-------- Provided records

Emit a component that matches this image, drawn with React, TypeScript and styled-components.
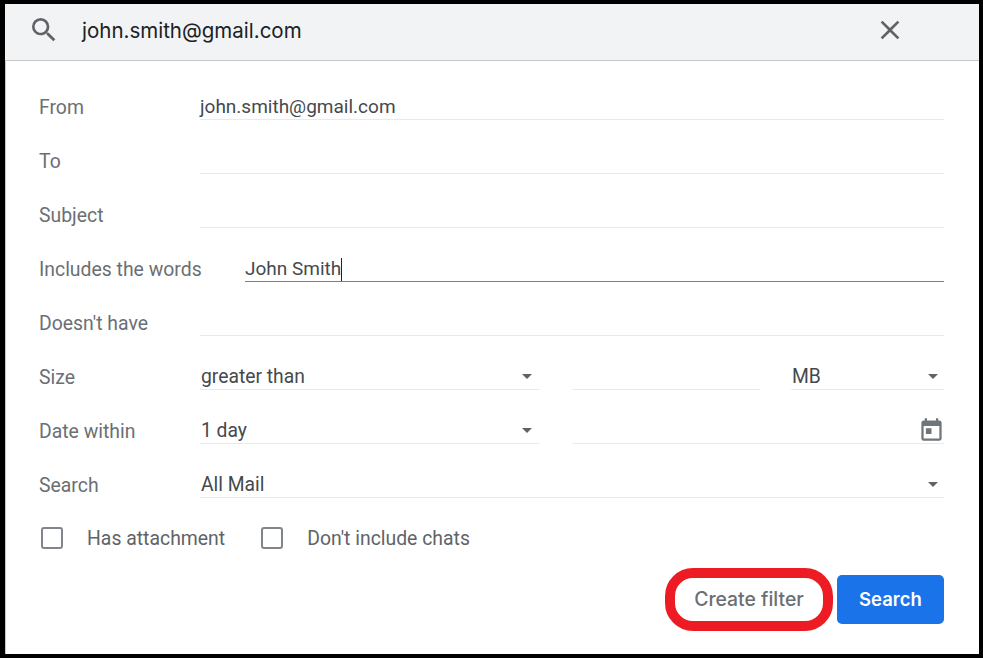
import styled, { createGlobalStyle } from "styled-components";
import { MdSearch, MdClose, MdToday } from "react-icons/md";

const GlobalStyle = createGlobalStyle`
  html, body {
    margin: 0;
    padding: 0;
    background: #000;
  }
`;

export default function App() {
  return (
    <>
      <GlobalStyle />
      <Frame>
        <SearchBar>
          <SearchLeft>
            <MdSearch color="#5f6368" size={32} />
            <SearchText>john.smith@gmail.com</SearchText>
          </SearchLeft>
          <CloseButton>
            <MdClose color="#5f6368" size={32} />
          </CloseButton>
        </SearchBar>
        <Panel>
          <Row>
            <Label>From</Label>
            <Field>john.smith@gmail.com</Field>
          </Row>
          <Row>
            <Label>To</Label>
            <Field />
          </Row>
          <Row>
            <Label>Subject</Label>
            <Field />
          </Row>
          <Row>
            <Label $wide>Includes the words</Label>
            <Field $focused>
              John Smith
              <Caret />
            </Field>
          </Row>
          <Row>
            <Label>Doesn't have</Label>
            <Field />
          </Row>
          <Row>
            <Label>Size</Label>
            <SelectField $width={340} $inset={8}>
              greater than
              <Arrow />
            </SelectField>
            <Field $width={188} $gap={32} />
            <SelectField $width={153} $gap={31}>
              MB
              <Arrow />
            </SelectField>
          </Row>
          <Row>
            <Label>Date within</Label>
            <SelectField $width={340} $inset={8}>
              1 day
              <Arrow />
            </SelectField>
            <DateField>
              <MdToday color="#70757a" size={27} />
            </DateField>
          </Row>
          <Row>
            <Label>Search</Label>
            <SelectField>
              All Mail
              <Arrow />
            </SelectField>
          </Row>
          <CheckRow>
            <CheckItem>
              <CheckBox />
              <CheckLabel>Has attachment</CheckLabel>
            </CheckItem>
            <CheckItem>
              <CheckBox />
              <CheckLabel>Don't include chats</CheckLabel>
            </CheckItem>
          </CheckRow>
          <Actions>
            <CreateFilter>Create filter</CreateFilter>
            <SearchButton>Search</SearchButton>
          </Actions>
        </Panel>
      </Frame>
    </>
  );
}

const Frame = styled.div`
  box-sizing: border-box;
  width: 983px;
  height: 658px;
  background: #000;
  padding: 4px 4px 4px 5px;
  display: flex;
  flex-direction: column;
  overflow: hidden;
`;

const SearchBar = styled.div`
  box-sizing: border-box;
  height: 57px;
  flex: none;
  background: #f1f3f4;
  border-bottom: 1px solid #c8c8c8;
  display: flex;
  align-items: center;
  justify-content: space-between;
  padding: 0 73px 4px 23px;
`;

const SearchLeft = styled.div`
  display: flex;
  align-items: center;
  gap: 22px;
`;

const SearchText = styled.span`
  font-family: Inter, sans-serif;
  font-size: 20.5px;
  color: #202124;
`;

const CloseButton = styled.div`
  display: flex;
`;

const Panel = styled.div`
  box-sizing: border-box;
  flex: 1;
  background: #fff;
  border-left: 1px solid #c8c8c8;
  padding: 5px 35px 0 33px;
  display: flex;
  flex-direction: column;
  font-family: Roboto, sans-serif;
  font-size: 19.4px;
`;

const Row = styled.div`
  height: 54px;
  flex: none;
  display: flex;
  align-items: flex-end;
`;

const Label = styled.div<{ $wide?: boolean }>`
  width: ${(p) => (p.$wide ? 206 : 161)}px;
  flex: none;
  height: 26px;
  line-height: 28px;
  color: #6b6f74;
`;

const Field = styled.div<{ $focused?: boolean; $width?: number; $gap?: number }>`
  box-sizing: border-box;
  ${(p) => (p.$width ? `width: ${p.$width}px; flex: none;` : "flex: 1;")}
  margin-left: ${(p) => p.$gap ?? 0}px;
  height: 26px;
  line-height: 26px;
  font-size: 19px;
  color: #45494d;
  border-bottom: 1px solid ${(p) => (p.$focused ? "#4285f4" : "#e8eaed")};
  display: flex;
`;

const Caret = styled.span`
  width: 1px;
  height: 23px;
  margin-top: 2px;
  background: #202124;
`;

const SelectField = styled(Field)<{ $inset?: number }>`
  align-items: flex-start;
  justify-content: space-between;
  font-size: 19.3px;
  padding-left: 1px;
  padding-right: ${(p) => p.$inset ?? 6}px;
`;

const Arrow = styled.span`
  width: 0;
  height: 0;
  margin-top: 10px;
  border-left: 5.5px solid transparent;
  border-right: 5.5px solid transparent;
  border-top: 5.5px solid #5f6368;
`;

const DateField = styled(Field)`
  flex: 1;
  margin-left: 32px;
  justify-content: flex-end;
  align-items: center;
  svg {
    margin-right: -1px;
  }
`;

const CheckRow = styled.div`
  display: flex;
  align-items: center;
  gap: 34px;
  margin-top: 28px;
  height: 24px;
`;

const CheckItem = styled.label`
  display: flex;
  align-items: center;
  gap: 24px;
  margin-left: 2px;
`;

const CheckBox = styled.span`
  box-sizing: border-box;
  width: 22px;
  height: 22px;
  border: 2px solid #80868b;
  border-radius: 3px;
`;

const CheckLabel = styled.span`
  color: #5f6368;
`;

const Actions = styled.div`
  display: flex;
  justify-content: flex-end;
  align-items: center;
  gap: 4px;
  margin-top: 18px;
`;

const CreateFilter = styled.button`
  box-sizing: border-box;
  width: 168px;
  height: 63px;
  background: #fff;
  border: 10px solid #ed1c24;
  border-radius: 28px;
  font-family: Inter, sans-serif;
  font-size: 19.4px;
  font-weight: 500;
  color: #6b6f74;
  padding: 0 0 2px;
`;

const SearchButton = styled.button`
  box-sizing: border-box;
  width: 107px;
  height: 49px;
  background: #1a73e8;
  border: none;
  border-radius: 5px;
  font-family: Inter, sans-serif;
  font-size: 18.5px;
  font-weight: 600;
  color: #fff;
  padding: 0 0 2px;
`;
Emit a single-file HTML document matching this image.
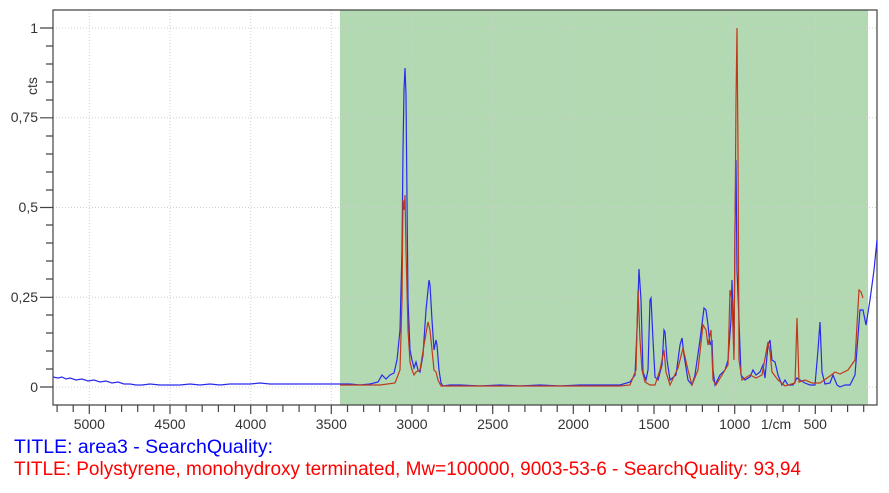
<!DOCTYPE html>
<html><head><meta charset="utf-8"><style>
html,body{margin:0;padding:0;background:#fff;width:889px;height:493px;overflow:hidden}
svg{display:block}
text{font-family:"Liberation Sans",Arial,sans-serif}
</style></head><body>
<svg width="889" height="493" viewBox="0 0 889 493" xmlns="http://www.w3.org/2000/svg">
<rect x="340" y="10" width="528" height="395" fill="#b3d9b3"/>
<g stroke="#cfcfcf" stroke-width="1" stroke-dasharray="1,2" fill="none">
<path d="M53 28H877M53 117.8H877M53 207.5H877M53 297.3H877M53 387H877"/>
<path d="M89.3 10V405M170 10V405M250.7 10V405M331.3 10V405M412 10V405M492.7 10V405M573.3 10V405M654 10V405M734.7 10V405M815.3 10V405"/>
</g>
<path d="M53 10H877V405H53Z" fill="none" stroke="#444" stroke-width="1.2"/>
<g stroke="#444" stroke-width="1.2" fill="none">
<path d="M46 369H53M46 351H53M46 333H53M46 315H53M46 279H53M46 261H53M46 243H53M46 225H53M46 190H53M46 172H53M46 154H53M46 136H53M46 100H53M46 82H53M46 64H53M46 46H53"/>
<path d="M40 387H53M40 297.3H53M40 207.5H53M40 117.8H53M40 28H53"/>
<path d="M57.1 405v7M73.2 405v7M105.5 405v7M121.6 405v7M137.7 405v7M153.8 405v7M186.1 405v7M202.2 405v7M218.4 405v7M234.5 405v7M266.8 405v7M282.9 405v7M299.1 405v7M315.2 405v7M347.5 405v7M363.6 405v7M379.7 405v7M395.9 405v7M428.1 405v7M444.3 405v7M460.4 405v7M476.5 405v7M508.8 405v7M524.9 405v7M541.1 405v7M557.2 405v7M589.5 405v7M605.6 405v7M621.7 405v7M637.9 405v7M670.1 405v7M686.3 405v7M702.4 405v7M718.5 405v7M750.8 405v7M766.9 405v7M783.1 405v7M799.2 405v7M831.5 405v7M847.6 405v7M863.7 405v7"/>
<path d="M89.3 405v9M170 405v9M250.7 405v9M331.3 405v9M412 405v9M492.7 405v9M573.3 405v9M654 405v9M734.7 405v9M815.3 405v9"/>
</g>
<g font-size="14" fill="#333" text-anchor="end">
<text x="38" y="392">0</text>
<text x="38" y="302">0,25</text>
<text x="38" y="212">0,5</text>
<text x="38" y="122">0,75</text>
<text x="38" y="33">1</text>
</g>
<text x="0" y="0" font-size="14" fill="#333" transform="translate(37,95) rotate(-90)">cts</text>
<g font-size="14" fill="#333" text-anchor="middle">
<text x="89.3" y="429">5000</text><text x="170" y="429">4500</text><text x="250.7" y="429">4000</text><text x="331.3" y="429">3500</text><text x="412" y="429">3000</text><text x="492.7" y="429">2500</text><text x="573.3" y="429">2000</text><text x="654" y="429">1500</text><text x="734.7" y="429">1000</text><text x="776" y="429">1/cm</text><text x="815.3" y="429">500</text>
</g>
<polyline fill="none" stroke="#2a2aee" stroke-width="1.2" points="53,377 58,378 62,377 66,379 70,378 76,380 82,379 88,381 94,380 100,382 106,381 112,383 118,382 124,384 130,384 136,385 142,385 150,384 160,385 170,385 180,385 190,384 200,385 210,384 220,385 230,384 240,384 250,384 260,383 270,384 280,384 290,384 300,384 310,384 320,384 330,384 340,384 350,384 360,385 370,384 378,382 382,375 386,379 390,375 394,373 397,360 400,330 402,250 403,150 404,90 405,68 406,95 407,200 408,300 410,350 412,360 414,368 416,362 418,370 420,372 423,355 426,310 428,290 429,280 430,285 432,320 434,350 436,340 437,345 439,370 441,383 443,386 450,385 460,385 480,386 500,385 520,386 540,385 560,386 580,385 600,385 620,385 630,382 635,375 637,330 639,269 641,300 643,372 646,380 648,370 650,300 651,298 653,340 655,377 658,380 662,365 664,330 665,332 667,360 670,380 676,375 680,345 682,338 684,355 688,380 692,385 695,375 700,340 704,308 706,310 708,325 710,345 712,340 713,370 715,385 720,375 725,370 728,360 731,320 732,280 734,350 735,225 736,160 737,270 739,320 741,375 745,380 750,377 753,370 756,375 760,372 763,365 765,378 768,345 770,340 772,360 775,362 778,375 782,385 785,380 788,385 793,385 797,378 800,380 805,383 810,385 815,385 818,350 820,322 822,372 825,384 830,383 833,375 837,385 840,387 845,385 850,385 855,375 860,310 863,310 866,325 870,300 874,270 877,240"/>
<polyline fill="none" stroke="#c0391b" stroke-width="1.2" points="340,385 360,385 380,385 395,383 400,370 402,300 403,200 404,210 405,195 406,250 408,330 410,362 412,370 414,375 416,372 420,370 424,345 428,322 430,330 432,350 434,370 436,372 438,380 441,386 460,386 500,386 540,386 580,386 620,386 630,385 636,370 638,290 640,340 642,370 645,382 650,385 655,385 660,370 664,350 666,372 670,385 678,368 683,348 688,370 692,385 698,370 703,325 706,330 708,345 711,330 713,380 716,385 722,375 728,365 730,290 732,300 734,360 736,100 737,28 738,150 739,360 742,380 750,375 756,378 762,375 768,342 770,352 772,372 778,380 785,386 795,383 797,318 799,382 805,380 812,383 820,383 830,376 835,372 840,374 848,370 855,360 859,290 861,292 863,298"/>
<text x="14" y="453" font-size="19" fill="#0000ff" textLength="259" lengthAdjust="spacingAndGlyphs">TITLE: area3 - SearchQuality:</text>
<text x="14" y="475" font-size="19" fill="#ff0000" textLength="787" lengthAdjust="spacingAndGlyphs">TITLE:  Polystyrene, monohydroxy terminated, Mw=100000, 9003-53-6 - SearchQuality: 93,94</text>
</svg>
</body></html>
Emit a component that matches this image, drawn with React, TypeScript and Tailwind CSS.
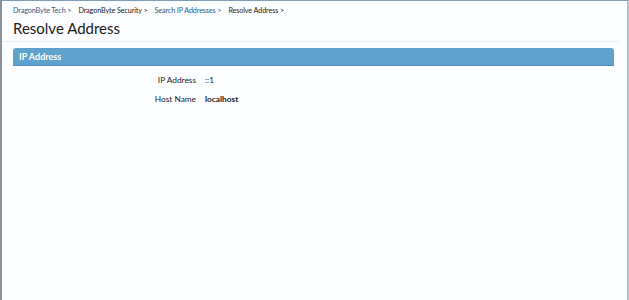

----------------

Objective. List every line above that contains the word "TypeScript".

Output of the exercise.
Emit a component that matches this image, drawn with React, TypeScript and styled-components.
Emit a component that matches this image, drawn with React, TypeScript and Tailwind CSS.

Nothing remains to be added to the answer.